§ PROVIDED DATA:
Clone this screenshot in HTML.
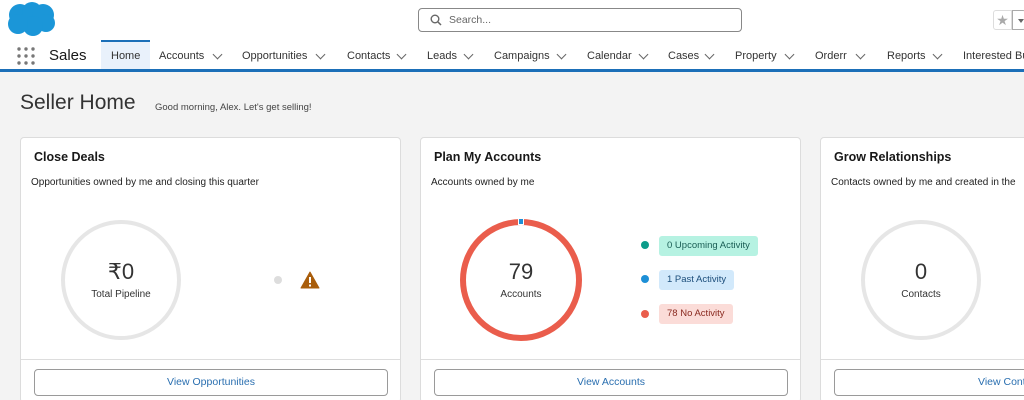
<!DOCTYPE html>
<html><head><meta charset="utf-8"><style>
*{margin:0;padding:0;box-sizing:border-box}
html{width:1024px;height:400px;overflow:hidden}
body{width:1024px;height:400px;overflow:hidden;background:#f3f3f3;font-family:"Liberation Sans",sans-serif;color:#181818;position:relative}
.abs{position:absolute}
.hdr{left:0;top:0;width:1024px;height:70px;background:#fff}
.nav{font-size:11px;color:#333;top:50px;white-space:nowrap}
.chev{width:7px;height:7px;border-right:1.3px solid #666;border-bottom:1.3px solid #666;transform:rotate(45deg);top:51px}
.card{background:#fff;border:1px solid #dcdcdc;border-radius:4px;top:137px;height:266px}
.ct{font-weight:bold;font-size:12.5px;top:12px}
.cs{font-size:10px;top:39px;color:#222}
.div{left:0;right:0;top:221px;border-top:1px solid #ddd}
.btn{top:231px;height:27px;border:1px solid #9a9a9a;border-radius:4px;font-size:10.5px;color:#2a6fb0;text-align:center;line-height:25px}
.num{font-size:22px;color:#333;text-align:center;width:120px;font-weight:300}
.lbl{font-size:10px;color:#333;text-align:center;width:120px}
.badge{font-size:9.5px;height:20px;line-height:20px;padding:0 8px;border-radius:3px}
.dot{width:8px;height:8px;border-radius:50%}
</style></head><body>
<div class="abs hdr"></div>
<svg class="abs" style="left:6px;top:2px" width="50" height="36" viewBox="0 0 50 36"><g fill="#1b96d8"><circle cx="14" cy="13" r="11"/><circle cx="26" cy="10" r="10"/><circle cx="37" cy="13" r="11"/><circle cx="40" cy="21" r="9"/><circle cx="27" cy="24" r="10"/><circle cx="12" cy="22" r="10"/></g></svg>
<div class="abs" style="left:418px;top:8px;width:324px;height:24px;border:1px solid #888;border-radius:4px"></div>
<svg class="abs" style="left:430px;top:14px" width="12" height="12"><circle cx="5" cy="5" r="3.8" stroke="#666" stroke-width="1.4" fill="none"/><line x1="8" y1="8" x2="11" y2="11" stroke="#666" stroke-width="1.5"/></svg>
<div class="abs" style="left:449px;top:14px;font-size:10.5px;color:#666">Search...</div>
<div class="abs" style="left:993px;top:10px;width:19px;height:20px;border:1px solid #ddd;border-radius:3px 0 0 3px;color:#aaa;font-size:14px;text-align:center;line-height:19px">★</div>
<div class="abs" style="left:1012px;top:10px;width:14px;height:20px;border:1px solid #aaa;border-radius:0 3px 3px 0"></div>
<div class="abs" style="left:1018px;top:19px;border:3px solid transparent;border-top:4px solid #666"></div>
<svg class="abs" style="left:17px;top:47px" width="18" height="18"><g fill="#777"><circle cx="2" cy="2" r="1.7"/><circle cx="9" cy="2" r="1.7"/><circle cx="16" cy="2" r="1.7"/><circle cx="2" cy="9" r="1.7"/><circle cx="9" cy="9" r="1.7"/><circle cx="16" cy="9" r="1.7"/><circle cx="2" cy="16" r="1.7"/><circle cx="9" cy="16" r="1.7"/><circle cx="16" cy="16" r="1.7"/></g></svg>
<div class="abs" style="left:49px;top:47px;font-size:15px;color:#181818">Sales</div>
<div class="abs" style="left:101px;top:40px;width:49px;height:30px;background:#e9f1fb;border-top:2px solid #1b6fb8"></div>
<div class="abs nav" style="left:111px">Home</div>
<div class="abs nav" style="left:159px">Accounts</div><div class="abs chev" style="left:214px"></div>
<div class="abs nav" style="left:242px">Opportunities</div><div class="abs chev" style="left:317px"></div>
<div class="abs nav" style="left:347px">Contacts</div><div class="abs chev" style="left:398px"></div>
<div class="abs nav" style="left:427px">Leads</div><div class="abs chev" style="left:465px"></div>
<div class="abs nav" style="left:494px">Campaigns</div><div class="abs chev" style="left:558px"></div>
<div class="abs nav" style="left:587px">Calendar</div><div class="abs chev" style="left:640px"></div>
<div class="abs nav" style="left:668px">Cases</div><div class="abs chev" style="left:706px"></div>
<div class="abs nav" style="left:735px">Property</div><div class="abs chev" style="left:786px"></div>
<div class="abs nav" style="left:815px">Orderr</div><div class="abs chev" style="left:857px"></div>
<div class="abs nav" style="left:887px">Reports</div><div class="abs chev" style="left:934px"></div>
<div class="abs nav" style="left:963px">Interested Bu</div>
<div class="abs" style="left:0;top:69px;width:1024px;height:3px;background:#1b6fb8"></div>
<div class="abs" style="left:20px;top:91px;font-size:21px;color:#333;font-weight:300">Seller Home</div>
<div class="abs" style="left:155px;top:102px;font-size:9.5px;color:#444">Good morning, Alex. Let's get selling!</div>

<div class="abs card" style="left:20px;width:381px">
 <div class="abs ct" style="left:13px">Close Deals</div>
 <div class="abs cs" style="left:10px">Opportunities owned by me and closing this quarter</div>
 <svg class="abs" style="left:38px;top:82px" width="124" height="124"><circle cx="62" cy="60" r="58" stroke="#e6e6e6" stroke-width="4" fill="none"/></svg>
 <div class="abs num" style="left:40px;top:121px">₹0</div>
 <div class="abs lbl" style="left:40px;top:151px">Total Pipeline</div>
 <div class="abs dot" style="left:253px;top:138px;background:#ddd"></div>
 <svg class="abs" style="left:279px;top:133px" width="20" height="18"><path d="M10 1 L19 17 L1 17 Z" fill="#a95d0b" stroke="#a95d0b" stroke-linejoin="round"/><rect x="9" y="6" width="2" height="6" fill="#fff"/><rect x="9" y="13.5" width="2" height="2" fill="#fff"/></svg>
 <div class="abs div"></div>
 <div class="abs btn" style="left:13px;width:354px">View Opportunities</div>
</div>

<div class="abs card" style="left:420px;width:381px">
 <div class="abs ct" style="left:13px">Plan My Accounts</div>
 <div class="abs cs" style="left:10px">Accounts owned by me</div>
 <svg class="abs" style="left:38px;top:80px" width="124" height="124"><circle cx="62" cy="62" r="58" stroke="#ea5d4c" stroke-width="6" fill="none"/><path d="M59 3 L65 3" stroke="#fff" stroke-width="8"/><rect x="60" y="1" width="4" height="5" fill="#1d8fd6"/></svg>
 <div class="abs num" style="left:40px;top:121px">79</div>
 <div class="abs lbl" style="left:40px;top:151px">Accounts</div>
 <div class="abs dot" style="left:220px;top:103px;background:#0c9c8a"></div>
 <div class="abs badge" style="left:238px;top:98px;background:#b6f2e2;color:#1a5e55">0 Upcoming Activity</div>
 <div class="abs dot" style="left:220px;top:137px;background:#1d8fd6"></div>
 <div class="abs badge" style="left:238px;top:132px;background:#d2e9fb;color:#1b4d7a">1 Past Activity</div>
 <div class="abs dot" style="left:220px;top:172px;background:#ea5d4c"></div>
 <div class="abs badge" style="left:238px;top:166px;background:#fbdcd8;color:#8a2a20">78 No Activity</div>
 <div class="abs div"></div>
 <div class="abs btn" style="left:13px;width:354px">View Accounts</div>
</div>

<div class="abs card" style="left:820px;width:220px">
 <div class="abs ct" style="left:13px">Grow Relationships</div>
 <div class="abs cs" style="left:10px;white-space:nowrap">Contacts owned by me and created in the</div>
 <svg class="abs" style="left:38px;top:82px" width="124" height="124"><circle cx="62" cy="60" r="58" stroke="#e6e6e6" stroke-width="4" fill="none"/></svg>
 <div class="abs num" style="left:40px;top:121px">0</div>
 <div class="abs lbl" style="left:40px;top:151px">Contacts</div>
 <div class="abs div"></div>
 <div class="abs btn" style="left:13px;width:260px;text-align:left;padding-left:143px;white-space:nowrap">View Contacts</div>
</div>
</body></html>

§ PROBLEM: Print out the whole of the material word for word, without pictures.

§ FINISHED TASK:
Clone this screenshot in HTML.
<!DOCTYPE html>
<html><head><meta charset="utf-8"><style>
*{margin:0;padding:0;box-sizing:border-box}
html{width:1024px;height:400px;overflow:hidden}
body{width:1024px;height:400px;overflow:hidden;background:#f3f3f3;font-family:"Liberation Sans",sans-serif;color:#181818;position:relative}
.abs{position:absolute}
.hdr{left:0;top:0;width:1024px;height:70px;background:#fff}
.nav{font-size:11px;color:#333;top:50px;white-space:nowrap}
.chev{width:7px;height:7px;border-right:1.3px solid #666;border-bottom:1.3px solid #666;transform:rotate(45deg);top:51px}
.card{background:#fff;border:1px solid #dcdcdc;border-radius:4px;top:137px;height:266px}
.ct{font-weight:bold;font-size:12.5px;top:12px}
.cs{font-size:10px;top:39px;color:#222}
.div{left:0;right:0;top:221px;border-top:1px solid #ddd}
.btn{top:231px;height:27px;border:1px solid #9a9a9a;border-radius:4px;font-size:10.5px;color:#2a6fb0;text-align:center;line-height:25px}
.num{font-size:22px;color:#333;text-align:center;width:120px;font-weight:300}
.lbl{font-size:10px;color:#333;text-align:center;width:120px}
.badge{font-size:9.5px;height:20px;line-height:20px;padding:0 8px;border-radius:3px}
.dot{width:8px;height:8px;border-radius:50%}
</style></head><body>
<div class="abs hdr"></div>
<svg class="abs" style="left:6px;top:2px" width="50" height="36" viewBox="0 0 50 36"><g fill="#1b96d8"><circle cx="14" cy="13" r="11"/><circle cx="26" cy="10" r="10"/><circle cx="37" cy="13" r="11"/><circle cx="40" cy="21" r="9"/><circle cx="27" cy="24" r="10"/><circle cx="12" cy="22" r="10"/></g></svg>
<div class="abs" style="left:418px;top:8px;width:324px;height:24px;border:1px solid #888;border-radius:4px"></div>
<svg class="abs" style="left:430px;top:14px" width="12" height="12"><circle cx="5" cy="5" r="3.8" stroke="#666" stroke-width="1.4" fill="none"/><line x1="8" y1="8" x2="11" y2="11" stroke="#666" stroke-width="1.5"/></svg>
<div class="abs" style="left:449px;top:14px;font-size:10.5px;color:#666">Search...</div>
<div class="abs" style="left:993px;top:10px;width:19px;height:20px;border:1px solid #ddd;border-radius:3px 0 0 3px;color:#aaa;font-size:14px;text-align:center;line-height:19px">★</div>
<div class="abs" style="left:1012px;top:10px;width:14px;height:20px;border:1px solid #aaa;border-radius:0 3px 3px 0"></div>
<div class="abs" style="left:1018px;top:19px;border:3px solid transparent;border-top:4px solid #666"></div>
<svg class="abs" style="left:17px;top:47px" width="18" height="18"><g fill="#777"><circle cx="2" cy="2" r="1.7"/><circle cx="9" cy="2" r="1.7"/><circle cx="16" cy="2" r="1.7"/><circle cx="2" cy="9" r="1.7"/><circle cx="9" cy="9" r="1.7"/><circle cx="16" cy="9" r="1.7"/><circle cx="2" cy="16" r="1.7"/><circle cx="9" cy="16" r="1.7"/><circle cx="16" cy="16" r="1.7"/></g></svg>
<div class="abs" style="left:49px;top:47px;font-size:15px;color:#181818">Sales</div>
<div class="abs" style="left:101px;top:40px;width:49px;height:30px;background:#e9f1fb;border-top:2px solid #1b6fb8"></div>
<div class="abs nav" style="left:111px">Home</div>
<div class="abs nav" style="left:159px">Accounts</div><div class="abs chev" style="left:214px"></div>
<div class="abs nav" style="left:242px">Opportunities</div><div class="abs chev" style="left:317px"></div>
<div class="abs nav" style="left:347px">Contacts</div><div class="abs chev" style="left:398px"></div>
<div class="abs nav" style="left:427px">Leads</div><div class="abs chev" style="left:465px"></div>
<div class="abs nav" style="left:494px">Campaigns</div><div class="abs chev" style="left:558px"></div>
<div class="abs nav" style="left:587px">Calendar</div><div class="abs chev" style="left:640px"></div>
<div class="abs nav" style="left:668px">Cases</div><div class="abs chev" style="left:706px"></div>
<div class="abs nav" style="left:735px">Property</div><div class="abs chev" style="left:786px"></div>
<div class="abs nav" style="left:815px">Orderr</div><div class="abs chev" style="left:857px"></div>
<div class="abs nav" style="left:887px">Reports</div><div class="abs chev" style="left:934px"></div>
<div class="abs nav" style="left:963px">Interested Bu</div>
<div class="abs" style="left:0;top:69px;width:1024px;height:3px;background:#1b6fb8"></div>
<div class="abs" style="left:20px;top:91px;font-size:21px;color:#333;font-weight:300">Seller Home</div>
<div class="abs" style="left:155px;top:102px;font-size:9.5px;color:#444">Good morning, Alex. Let's get selling!</div>

<div class="abs card" style="left:20px;width:381px">
 <div class="abs ct" style="left:13px">Close Deals</div>
 <div class="abs cs" style="left:10px">Opportunities owned by me and closing this quarter</div>
 <svg class="abs" style="left:38px;top:82px" width="124" height="124"><circle cx="62" cy="60" r="58" stroke="#e6e6e6" stroke-width="4" fill="none"/></svg>
 <div class="abs num" style="left:40px;top:121px">₹0</div>
 <div class="abs lbl" style="left:40px;top:151px">Total Pipeline</div>
 <div class="abs dot" style="left:253px;top:138px;background:#ddd"></div>
 <svg class="abs" style="left:279px;top:133px" width="20" height="18"><path d="M10 1 L19 17 L1 17 Z" fill="#a95d0b" stroke="#a95d0b" stroke-linejoin="round"/><rect x="9" y="6" width="2" height="6" fill="#fff"/><rect x="9" y="13.5" width="2" height="2" fill="#fff"/></svg>
 <div class="abs div"></div>
 <div class="abs btn" style="left:13px;width:354px">View Opportunities</div>
</div>

<div class="abs card" style="left:420px;width:381px">
 <div class="abs ct" style="left:13px">Plan My Accounts</div>
 <div class="abs cs" style="left:10px">Accounts owned by me</div>
 <svg class="abs" style="left:38px;top:80px" width="124" height="124"><circle cx="62" cy="62" r="58" stroke="#ea5d4c" stroke-width="6" fill="none"/><path d="M59 3 L65 3" stroke="#fff" stroke-width="8"/><rect x="60" y="1" width="4" height="5" fill="#1d8fd6"/></svg>
 <div class="abs num" style="left:40px;top:121px">79</div>
 <div class="abs lbl" style="left:40px;top:151px">Accounts</div>
 <div class="abs dot" style="left:220px;top:103px;background:#0c9c8a"></div>
 <div class="abs badge" style="left:238px;top:98px;background:#b6f2e2;color:#1a5e55">0 Upcoming Activity</div>
 <div class="abs dot" style="left:220px;top:137px;background:#1d8fd6"></div>
 <div class="abs badge" style="left:238px;top:132px;background:#d2e9fb;color:#1b4d7a">1 Past Activity</div>
 <div class="abs dot" style="left:220px;top:172px;background:#ea5d4c"></div>
 <div class="abs badge" style="left:238px;top:166px;background:#fbdcd8;color:#8a2a20">78 No Activity</div>
 <div class="abs div"></div>
 <div class="abs btn" style="left:13px;width:354px">View Accounts</div>
</div>

<div class="abs card" style="left:820px;width:220px">
 <div class="abs ct" style="left:13px">Grow Relationships</div>
 <div class="abs cs" style="left:10px;white-space:nowrap">Contacts owned by me and created in the</div>
 <svg class="abs" style="left:38px;top:82px" width="124" height="124"><circle cx="62" cy="60" r="58" stroke="#e6e6e6" stroke-width="4" fill="none"/></svg>
 <div class="abs num" style="left:40px;top:121px">0</div>
 <div class="abs lbl" style="left:40px;top:151px">Contacts</div>
 <div class="abs div"></div>
 <div class="abs btn" style="left:13px;width:260px;text-align:left;padding-left:143px;white-space:nowrap">View Contacts</div>
</div>
</body></html>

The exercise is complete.